All men are created equal.
*For all intents and purposes, I will interpret "men" as mankind for the following. This includes males, females, and those in between. No race or ethnicity is excluded. I'm including all ages in this as well, whether 3 years old or 93, millennial or old enough to complain about millennial. (Not that they necessarily should, but that's a topic for another time.)
"All men are created equal." These five words have plenty of history and different interpretations behind them. In the United States, originally it only applied to white males. Then it spread to include females and different ethnicities. Recently there has been the movement for the term "marriage" to be broadened to further extend equal rights. For the most part, the United States has advanced to political equality for all.
There's still a long way to go, though. Socially, white males still have the advantage. In other countries, females are taken advantage of and are neglected to increase chances for males because that's the custom. Humans are still objectified through the media, especially when a company wants to sell a product by showing off a nice looking female. Many Americans are also still racist, and our culture isn't doing enough to provide enough peer pressure to completely shame the notion.
I'm not a feminist in the respect that the United States needs much more political reform to create equality. Women have the right to vote, and we aren't denied any rights to own property, say what we want, or get equal education. I feel like most of what we don't yet have will mend itself more smoothly over time. Instead of using laws and movements to try to push these social equality issues that mostly need that time to mend, we need to help the women in other countries gain their own political equality. There should be equal opportunities for girls and boys to get an education, and we shouldn't let money be the deciding factor in whether a little girl is forced to work while her brother gets to go to school.
So if all men (mankind) are created equal, all children should get the same grades and do the same in sports, right? I mean, how can we rank one child above another if the first doesn't work as hard?
We can agree that all humans are born with certain rights that come from being human. If anyone takes away one of these rights from someone else, it's immoral. We all are created socially and politically equal, and we need to fix the brokenness in these systems. But we aren't cookie-cutter humans. Some people are better at math than others. Some people just can't easily play sports, so they have to work harder. We aren't mentally or physically equal.
I played a game when I was younger where you created a character and took her (I'm defaulting to female purely for the sake of pronouns) around town, living her high school life. At the beginning, you were given a certain number of donut-looking point things and told to distribute them to certain categories to show her strengths and weaknesses.
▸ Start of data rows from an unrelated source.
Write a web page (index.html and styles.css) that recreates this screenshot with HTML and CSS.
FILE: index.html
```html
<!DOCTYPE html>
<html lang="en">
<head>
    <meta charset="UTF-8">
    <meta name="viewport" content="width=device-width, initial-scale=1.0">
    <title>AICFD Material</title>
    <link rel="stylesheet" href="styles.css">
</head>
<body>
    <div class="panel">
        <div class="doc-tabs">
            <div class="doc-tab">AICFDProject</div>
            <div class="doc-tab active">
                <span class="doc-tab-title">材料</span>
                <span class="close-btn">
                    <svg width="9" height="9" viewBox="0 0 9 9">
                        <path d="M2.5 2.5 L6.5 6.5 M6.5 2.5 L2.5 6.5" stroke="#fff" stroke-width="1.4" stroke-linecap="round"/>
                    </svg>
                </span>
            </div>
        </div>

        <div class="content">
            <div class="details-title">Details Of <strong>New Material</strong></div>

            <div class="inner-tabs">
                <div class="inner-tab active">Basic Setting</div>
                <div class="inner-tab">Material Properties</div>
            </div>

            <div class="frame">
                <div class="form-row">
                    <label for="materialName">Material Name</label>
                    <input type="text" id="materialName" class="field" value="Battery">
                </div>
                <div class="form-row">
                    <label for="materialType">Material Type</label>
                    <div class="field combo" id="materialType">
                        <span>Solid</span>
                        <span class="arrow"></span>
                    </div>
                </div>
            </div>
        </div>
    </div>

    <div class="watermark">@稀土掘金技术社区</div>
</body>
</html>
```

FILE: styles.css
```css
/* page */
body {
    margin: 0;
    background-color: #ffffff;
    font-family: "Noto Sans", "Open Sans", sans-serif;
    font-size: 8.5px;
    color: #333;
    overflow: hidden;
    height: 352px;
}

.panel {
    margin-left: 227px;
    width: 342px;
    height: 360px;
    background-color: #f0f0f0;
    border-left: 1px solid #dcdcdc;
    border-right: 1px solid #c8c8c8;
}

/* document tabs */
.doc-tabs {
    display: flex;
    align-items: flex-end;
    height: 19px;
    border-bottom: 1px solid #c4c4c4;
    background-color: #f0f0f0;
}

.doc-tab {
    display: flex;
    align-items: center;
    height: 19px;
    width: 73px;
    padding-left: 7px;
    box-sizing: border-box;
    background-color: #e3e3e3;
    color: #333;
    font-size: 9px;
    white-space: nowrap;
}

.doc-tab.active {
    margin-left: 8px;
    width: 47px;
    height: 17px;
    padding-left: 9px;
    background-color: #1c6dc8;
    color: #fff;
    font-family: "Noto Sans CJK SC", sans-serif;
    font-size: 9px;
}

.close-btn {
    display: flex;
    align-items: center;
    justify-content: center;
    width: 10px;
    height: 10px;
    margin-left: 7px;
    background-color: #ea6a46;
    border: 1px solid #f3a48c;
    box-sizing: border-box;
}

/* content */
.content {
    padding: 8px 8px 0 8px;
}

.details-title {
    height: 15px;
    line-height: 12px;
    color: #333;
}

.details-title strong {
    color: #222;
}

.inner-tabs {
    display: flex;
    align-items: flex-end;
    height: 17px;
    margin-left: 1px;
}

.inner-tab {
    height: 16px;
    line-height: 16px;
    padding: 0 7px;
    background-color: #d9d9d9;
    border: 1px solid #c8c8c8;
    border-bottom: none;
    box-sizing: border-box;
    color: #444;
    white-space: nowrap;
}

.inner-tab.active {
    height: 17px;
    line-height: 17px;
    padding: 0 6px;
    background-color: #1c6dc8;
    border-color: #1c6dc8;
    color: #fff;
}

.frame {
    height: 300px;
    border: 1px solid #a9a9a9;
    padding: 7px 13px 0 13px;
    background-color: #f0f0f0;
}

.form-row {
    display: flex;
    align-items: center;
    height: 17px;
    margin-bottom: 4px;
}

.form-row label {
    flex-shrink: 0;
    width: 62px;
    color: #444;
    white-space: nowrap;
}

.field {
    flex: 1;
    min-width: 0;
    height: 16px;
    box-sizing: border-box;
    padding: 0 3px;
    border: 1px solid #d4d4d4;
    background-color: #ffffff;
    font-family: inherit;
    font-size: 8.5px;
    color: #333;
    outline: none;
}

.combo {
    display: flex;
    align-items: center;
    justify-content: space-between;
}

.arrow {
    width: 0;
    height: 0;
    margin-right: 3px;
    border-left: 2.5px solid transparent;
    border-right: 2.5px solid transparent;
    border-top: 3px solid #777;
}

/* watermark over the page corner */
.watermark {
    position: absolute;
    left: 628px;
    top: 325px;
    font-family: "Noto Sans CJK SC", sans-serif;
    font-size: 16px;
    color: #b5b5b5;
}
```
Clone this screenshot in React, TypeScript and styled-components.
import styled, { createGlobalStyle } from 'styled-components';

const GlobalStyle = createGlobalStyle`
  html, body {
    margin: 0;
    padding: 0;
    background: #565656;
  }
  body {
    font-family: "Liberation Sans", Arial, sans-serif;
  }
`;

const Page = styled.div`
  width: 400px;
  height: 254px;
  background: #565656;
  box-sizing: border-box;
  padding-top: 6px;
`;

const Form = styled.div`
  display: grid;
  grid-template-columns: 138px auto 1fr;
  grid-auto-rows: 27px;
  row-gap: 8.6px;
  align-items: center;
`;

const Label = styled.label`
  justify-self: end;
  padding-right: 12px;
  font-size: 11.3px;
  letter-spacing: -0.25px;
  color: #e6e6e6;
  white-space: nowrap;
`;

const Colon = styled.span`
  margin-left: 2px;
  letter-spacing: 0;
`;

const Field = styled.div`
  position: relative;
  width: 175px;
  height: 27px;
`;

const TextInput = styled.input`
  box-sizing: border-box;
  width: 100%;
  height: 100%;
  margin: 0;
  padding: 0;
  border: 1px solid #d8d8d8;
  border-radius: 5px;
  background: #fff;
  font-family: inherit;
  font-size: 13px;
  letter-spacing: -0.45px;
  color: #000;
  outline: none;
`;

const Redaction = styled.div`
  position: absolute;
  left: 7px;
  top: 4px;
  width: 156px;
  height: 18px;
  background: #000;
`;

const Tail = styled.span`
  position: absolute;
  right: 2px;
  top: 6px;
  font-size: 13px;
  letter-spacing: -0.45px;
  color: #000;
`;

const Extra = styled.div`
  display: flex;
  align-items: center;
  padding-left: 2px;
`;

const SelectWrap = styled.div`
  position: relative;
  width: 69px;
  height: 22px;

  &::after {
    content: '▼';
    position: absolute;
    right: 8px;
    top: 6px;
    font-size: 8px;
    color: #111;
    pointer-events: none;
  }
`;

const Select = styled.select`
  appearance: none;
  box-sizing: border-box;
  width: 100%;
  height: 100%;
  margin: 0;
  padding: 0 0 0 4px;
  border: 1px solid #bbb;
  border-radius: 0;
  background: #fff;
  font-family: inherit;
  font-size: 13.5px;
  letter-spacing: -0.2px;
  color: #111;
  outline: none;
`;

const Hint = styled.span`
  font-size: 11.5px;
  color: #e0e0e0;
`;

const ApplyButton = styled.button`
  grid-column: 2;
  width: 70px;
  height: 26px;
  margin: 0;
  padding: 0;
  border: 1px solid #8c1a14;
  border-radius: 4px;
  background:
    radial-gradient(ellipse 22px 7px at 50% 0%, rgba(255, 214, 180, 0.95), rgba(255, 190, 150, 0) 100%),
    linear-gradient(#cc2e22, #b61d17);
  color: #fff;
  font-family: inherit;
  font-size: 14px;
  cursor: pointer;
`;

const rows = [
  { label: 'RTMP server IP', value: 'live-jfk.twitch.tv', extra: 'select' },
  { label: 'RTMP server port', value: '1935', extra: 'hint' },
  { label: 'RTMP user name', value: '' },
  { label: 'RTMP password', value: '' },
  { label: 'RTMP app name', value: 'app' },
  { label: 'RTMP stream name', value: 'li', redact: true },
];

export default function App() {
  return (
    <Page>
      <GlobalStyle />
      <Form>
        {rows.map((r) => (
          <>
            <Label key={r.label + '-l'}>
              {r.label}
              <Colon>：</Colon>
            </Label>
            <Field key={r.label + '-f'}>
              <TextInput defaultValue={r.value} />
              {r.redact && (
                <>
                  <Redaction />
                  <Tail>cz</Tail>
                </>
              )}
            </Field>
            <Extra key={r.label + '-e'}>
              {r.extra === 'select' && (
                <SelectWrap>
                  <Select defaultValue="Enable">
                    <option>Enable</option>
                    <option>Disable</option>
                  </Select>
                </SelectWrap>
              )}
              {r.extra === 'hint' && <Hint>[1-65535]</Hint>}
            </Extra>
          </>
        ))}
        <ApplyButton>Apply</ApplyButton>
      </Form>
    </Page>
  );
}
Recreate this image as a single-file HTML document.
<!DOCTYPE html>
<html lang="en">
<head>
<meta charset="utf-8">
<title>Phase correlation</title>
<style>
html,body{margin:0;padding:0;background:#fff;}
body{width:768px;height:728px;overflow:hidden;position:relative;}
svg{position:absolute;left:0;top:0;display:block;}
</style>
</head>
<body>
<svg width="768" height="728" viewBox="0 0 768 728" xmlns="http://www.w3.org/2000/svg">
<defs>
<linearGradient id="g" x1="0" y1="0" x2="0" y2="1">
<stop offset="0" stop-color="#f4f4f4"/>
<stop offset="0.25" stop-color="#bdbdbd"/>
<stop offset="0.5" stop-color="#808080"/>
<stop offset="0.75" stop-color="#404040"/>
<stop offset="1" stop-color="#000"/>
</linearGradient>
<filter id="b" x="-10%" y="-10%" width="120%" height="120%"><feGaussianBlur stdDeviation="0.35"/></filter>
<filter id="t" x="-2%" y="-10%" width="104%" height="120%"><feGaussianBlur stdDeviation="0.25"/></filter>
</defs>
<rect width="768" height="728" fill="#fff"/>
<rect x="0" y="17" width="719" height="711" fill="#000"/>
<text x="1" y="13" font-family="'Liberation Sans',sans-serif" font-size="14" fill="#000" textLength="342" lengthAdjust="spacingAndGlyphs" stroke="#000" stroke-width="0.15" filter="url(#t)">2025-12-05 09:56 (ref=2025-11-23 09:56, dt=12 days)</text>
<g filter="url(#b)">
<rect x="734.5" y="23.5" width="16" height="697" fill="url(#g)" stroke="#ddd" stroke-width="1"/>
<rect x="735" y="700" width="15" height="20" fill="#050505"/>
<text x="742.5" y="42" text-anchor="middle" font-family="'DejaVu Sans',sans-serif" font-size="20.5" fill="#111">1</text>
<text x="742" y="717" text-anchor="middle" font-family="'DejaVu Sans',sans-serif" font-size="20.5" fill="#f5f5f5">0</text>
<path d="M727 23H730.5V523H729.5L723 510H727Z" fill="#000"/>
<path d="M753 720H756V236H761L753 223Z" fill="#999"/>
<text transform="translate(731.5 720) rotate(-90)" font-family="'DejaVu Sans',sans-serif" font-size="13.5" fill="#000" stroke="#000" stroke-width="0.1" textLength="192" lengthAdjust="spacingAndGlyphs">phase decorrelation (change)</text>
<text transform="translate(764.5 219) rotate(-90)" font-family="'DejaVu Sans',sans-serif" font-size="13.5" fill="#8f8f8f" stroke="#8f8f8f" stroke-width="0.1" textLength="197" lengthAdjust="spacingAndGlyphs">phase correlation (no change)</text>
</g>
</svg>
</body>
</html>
But how realistic is that? Did God give us all the same overall potential? Could he say, "Hmm, let's see. John, you already have a lot of potential for sports. I guess I'll take one of those to put in your math category because you'll need that later in life. Oh, Anita! I have a few left over for you. Let's stash them over here, though I don't know how much you'll use them,"? It doesn't seem right. But what of the alternative? Are we not all equal? Can one person be gifted with every skill possible and another be given next to nothing?
There is no way to know the answer while we are on earth. You can't just test someone's ability to love or natural sports ability and then compare the differences to determine an overall score. There's also the parable of the talents (bags of gold in NIV 2011) to consider (see Matthew 25:14-30)- if you use what you have, you will be given more. If you let it go, you lose it. Who knows if you had a natural gift for something you never tried that faded with time? (Also see 1 Corinthians 12 and similar sections for connections to spiritual gifts. You should form your own opinion, not take mine.)
To clear this a bit up, let me point out a section in To Kill a Mockingbird (by Harper Lee- please read! It's a little slow at the beginning and contains some mature content, but it's definitely worth it.). It's the big court case, and Atticus is giving his final arguments. He says much of what I said earlier, and then points out the one place where everyone is completely equal, despite differences in money or skill or, as he implies, the color of a man's skin: a court room. All that matters is right, wrong, and justice.
I'd like to take that farther- everyone should be always given equal rights and treated equally. Humans are all humans, and none should be treated differently because of gender, education, race, skill, or appearance. But there's a reason we shouldn't get caught in the trap of comparison and believing we're all equal in all respects- a rocket scientist is probably nowhere near as athletic as an Olympic athlete, and an Olympic athlete probably knows absolutely nothing about rocket science. We'e all part of that court room, and we should treat everyone like we're in that court room, but we can still be individuals within that room with different talents and different views that can be used in different ways to help to body of Christ.